If you’ve been managing projects for a while, you know that little details that seem insignificant during the project can end up being critical as the finish date approaches. As a project manager, you want to make sure these details are organized and logged somewhere where they can be found easily, but you also need to avoid bombarding your stakeholders with too much information.
Many years ago, I found myself in a status meeting when the client asked “What was the decision we made about ____ ?” Boy, was I embarrassed. I had completely forgotten what had been decided. At the time I probably thought, “This is important, but I’ll remember it. I don’t need to write it down.” And then life happened and there were 100 other project details to deal with before this one came up again. I learned my lesson: I need a good system to keep track of all of project details. Back in the day it was a notebook and a pen and typing up notes when I had the time.

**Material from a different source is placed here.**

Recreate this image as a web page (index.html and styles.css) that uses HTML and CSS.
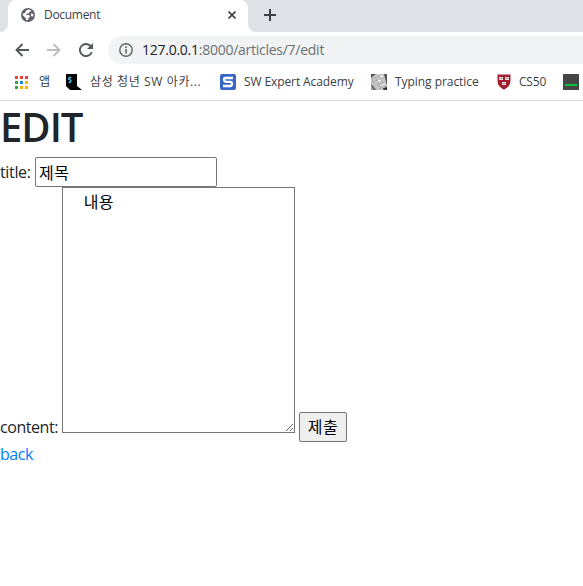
FILE: index.html
```html
<!DOCTYPE html>
<html lang="ko">
<head>
<meta charset="utf-8">
<title>Document</title>
<link rel="stylesheet" href="styles.css">
</head>
<body>
<header class="browser">
  <div class="tabs">
    <div class="tab-edge"></div>
    <div class="tab">
      <svg class="globe" width="14" height="14" viewBox="0 0 14 14"><circle cx="7" cy="7" r="7" fill="#5f6368"/><path d="M7 1.5 10 2 9.7 3.5 8.2 4 7.8 5.4 5.5 5.8 5.1 6.9 8.2 7.1 9 8.8 7.8 9.8 6.7 12.300 4.9 12.1 5 10.2 3.5 9.1 1.5 6.8 2.1 5.6 4 5.1 4.8 3.1Z M10.4 5.2 12.5 6.3 12.2 8.600 10.4 8.3 9.7 6.5Z" fill="#fff"/></svg>
      <span class="tab-title">Document</span>
      <svg class="close" width="8" height="8" viewBox="0 0 8 8"><path d="m.5.5 7 7m0-7-7 7" stroke="#3c4043" stroke-width="1.6"/></svg>
    </div>
    <div class="tab-rest"><svg width="12" height="12" viewBox="0 0 12 12"><path d="M6 0v12M0 6h12" stroke="#3c4043" stroke-width="2"/></svg></div>
  </div>
  <div class="toolbar">
    <svg class="nav" width="14" height="14" viewBox="0 0 14 14"><path d="M14 7H1.5M7.5 1l-6 6 6 6" fill="none" stroke="#54575c" stroke-width="1.9"/></svg>
    <svg class="nav" width="14" height="14" viewBox="0 0 14 14"><path d="M0 7h12.5M6.5 1l6 6-6 6" fill="none" stroke="#babcbe" stroke-width="1.9"/></svg>
    <svg class="nav" width="14" height="14" viewBox="0 0 14 14"><path d="M12.8 9A6.1 6.1 0 1 1 11.6 3" fill="none" stroke="#54575c" stroke-width="1.9"/><path d="M14 0v6H8Z" fill="#54575c"/></svg>
    <div class="address">
      <svg width="14" height="14" viewBox="0 0 14 14"><circle cx="7" cy="7" r="6.2" fill="none" stroke="#5f6368" stroke-width="1.4"/><path d="M7 6v4.5M7 3.3v1.6" stroke="#5f6368" stroke-width="1.6"/></svg>
      <span class="url"><b>127.0.0.1</b>:8000/articles/7/edit</span>
    </div>
  </div>
  <nav class="bookmarks">
    <svg class="apps" width="13" height="13" viewBox="0 0 13 13"><path d="M0 0h3v3H0zm5 0h3v3H5zm5 0h3v3h-3z" fill="#ea4335"/><path d="M0 5h3v3H0zm0 5h3v3H0z" fill="#34a050"/><path d="M5 5h3v3H5z" fill="#1a86f0"/><path d="M10 5h3v3h-3zm-5 5h3v3H5zm5 0h3v3h-3z" fill="#fbb005"/></svg>
    <span class="bm bm-apps">앱</span>
    <svg width="16" height="16" viewBox="0 0 16 16"><path d="M0 0h11v12l5 4H4l-4-4Z" fill="#000"/><path d="M5.200 3.500H3.400L2.700 4.200v1l2.200 1.200v1.200l-.7.7H2.500" fill="none" stroke="#49b7df" stroke-width="1.4"/></svg>
    <span class="bm bm-samsung">삼성 청년 SW 아카...</span>
    <svg width="16" height="16" viewBox="0 0 16 16"><rect width="16" height="16" rx="2" fill="#3868c7"/><path d="M13 4H5.500Q4 4 4 5.500T5.500 7.800h5Q12 7.800 12 9.800T10.500 12H3" fill="none" stroke="#fff" stroke-width="2.300"/></svg>
    <span class="bm bm-expert">SW Expert Academy</span>
    <svg width="16" height="16" viewBox="0 0 16 16"><path d="M0 0h16v16H0z" fill="#c9c9c9"/><path d="M0 0h5L0 4Zm13 0h3v12Z" fill="#555"/><path d="m0 9 6 7H0Z" fill="#999"/><path d="m0 5 12-4M1 8l12-4M4 12l10-4M7 15l8-3M4 3l6 12M8 2l6 11M1 5l3 7" stroke="#999" stroke-width=".5"/><path d="m9 3 3-1M7 7l3-1m1 5 3-1" stroke="#eee" stroke-width="1.5"/><path d="m1 12 3 4m8-1 4-2v3Z" stroke="#444"/></svg>
    <span class="bm bm-typing">Typing practice</span>
    <svg class="shield" width="14" height="16" viewBox="0 0 14 16"><path d="M.5.5h13V7q0 5.500-6.500 8.700Q.5 12.500.5 7Z" fill="#a51c30"/><path d="M2 3h4v3H2zm6 0h4v3H8zM5 8h4v3H5z" fill="#eee"/><path d="M4 3v3m6-3v3M7 8v3M2 4.500h4m2 0h4M5 9.500h4" stroke="#b78a8f" stroke-width=".6"/></svg>
    <span class="bm bm-cs">CS50</span>
    <svg width="16" height="16" viewBox="0 0 16 16"><path d="M0 0h16v16H0z" fill="#454545"/><path d="M2 10h12v2H2z" fill="#05c53d"/></svg>
  </nav>
</header>
<main>
  <h1>EDIT</h1>
  <form>
    <div class="row">
      <label class="title-label" for="title">title:</label>
      <input id="title" type="text" value="제목">
    </div>
    <div class="row content-row">
      <label class="content-label" for="content">content:</label>
      <textarea id="content">    내용</textarea>
      <button type="button">제출</button>
    </div>
  </form>
  <a href="#">back</a>
</main>
</body>
</html>
```
FILE: styles.css
```css
* { box-sizing: border-box; }
body { margin: 0; height: 586px; overflow: hidden; background: #fff; color: #212529; font: 16px/24px "Open Sans", "Noto Sans CJK KR", sans-serif; }
svg { display: block; flex: none; }
.browser { height: 101px; border-bottom: 1px solid #dadce0; }
.tabs { display: flex; height: 32px; background: linear-gradient(#dee1e6 0 12px, #fff 12px); }
.tab-edge { width: 8px; background: #dee1e6; border-bottom-right-radius: 8px; }
.tab { display: flex; align-items: center; width: 240px; height: 32px; padding: 0 12px 2px 13px; background: #fff; border-radius: 8px 8px 0 0; }
.tab-title { margin-left: 9px; color: #3c4043; font-size: 12px; letter-spacing: -.3px; white-space: nowrap; }
.close { margin-left: auto; }
.tab-rest { flex: 1; padding: 9px 0 0 16px; background: #dee1e6; border-bottom-left-radius: 8px; }
.toolbar { display: flex; align-items: center; height: 36px; padding-left: 15px; }
.nav { margin-right: 18px; }
.address { display: flex; flex: 1; align-items: center; height: 28px; margin-left: -3px; padding-left: 11px; background: #f1f3f4; border-radius: 14px 0 0 14px; }
.url { margin-left: 9px; color: #6b6f73; font-size: 14px; letter-spacing: -.26px; white-space: nowrap; }
.url b { color: #202124; font-weight: 400; }
.bookmarks { display: flex; align-items: center; height: 32px; padding: 0 0 4px 15px; overflow: hidden; color: #3c4043; font-size: 12px; }
.bm { flex: none; margin-left: 8px; white-space: nowrap; }
.bm-apps { width: 27px; margin-left: 11px; }
.bm-samsung { width: 130px; letter-spacing: .62px; }
.bm-expert { width: 127px; letter-spacing: -.1px; }
.bm-typing { width: 101px; letter-spacing: -.05px; }
.bm-cs { width: 44px; letter-spacing: -.2px; }
.shield { margin-left: 1px; }
h1 { height: 56px; margin: 0; padding-top: 2px; font-size: 40px; line-height: 48px; font-weight: 600; letter-spacing: -1px; }
.row { display: flex; height: 30px; }
label { flex: none; white-space: nowrap; letter-spacing: -.45px; }
.title-label { width: 35px; padding-top: 3px; letter-spacing: -.35px; }
input, textarea, button { margin: 0; border: 1px solid #767676; color: #000; font: inherit; }
input, textarea { letter-spacing: .5px; background: #fff; }
input { width: 182px; height: 30px; padding: 1px 3px; border-radius: 2px; }
.content-row { height: 255px; }
.content-label { width: 62px; padding-top: 228px; }
textarea { width: 233px; height: 246px; padding: 2px; border-radius: 0; resize: both; }
button { width: 48px; height: 30px; margin: 225px 0 0 4px; padding: 0 5px; border-radius: 2px; background: #efefef; letter-spacing: .5px; }
a { display: block; color: #007bff; text-decoration: none; letter-spacing: -.45px; }
```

Now our tools have evolved, and we have shared online workspaces to document and maintain project information.
What type of decisions should you document?
That will depend on your specific project, of course. But pay special attention to things like:
- Product specification changes (new features, new functionality, or new requirements)
- Deadline changes (especially when expectations have changed with stakeholders or clients)
- Goal / strategy decisions (do changes to strategy impact execution that’s underway?)
- Resource changes (people being added to or removed from the team)
- Priority changes (certain aspects of the project become more important)
- Design changes (especially when they may impact multiple areas of the project)
How much information should you document?
Being an effective communicator requires finding a balance between too much and too little information. Most people read as little as they can get away with! When you’re documenting decisions, it pays to go back to the “4 W’s & H”:
- What the decision was
- Who made the decision (and who else was part of the decision-making process)
- When the decision was made
- Why the decision was made (including why the alternatives were rejected)
- How the decision was made (including links to supporting data or details)
In LiquidPlanner, the project details page is the natural place to log this type of information. If you put changes in as comments, you can notify other team members who need to be looped in, and they’re automatically date stamped for a chronological record.
When it comes to creating a valuable project decision record, be concise, be consistent, and be (factually) correct. Your project team will thank you.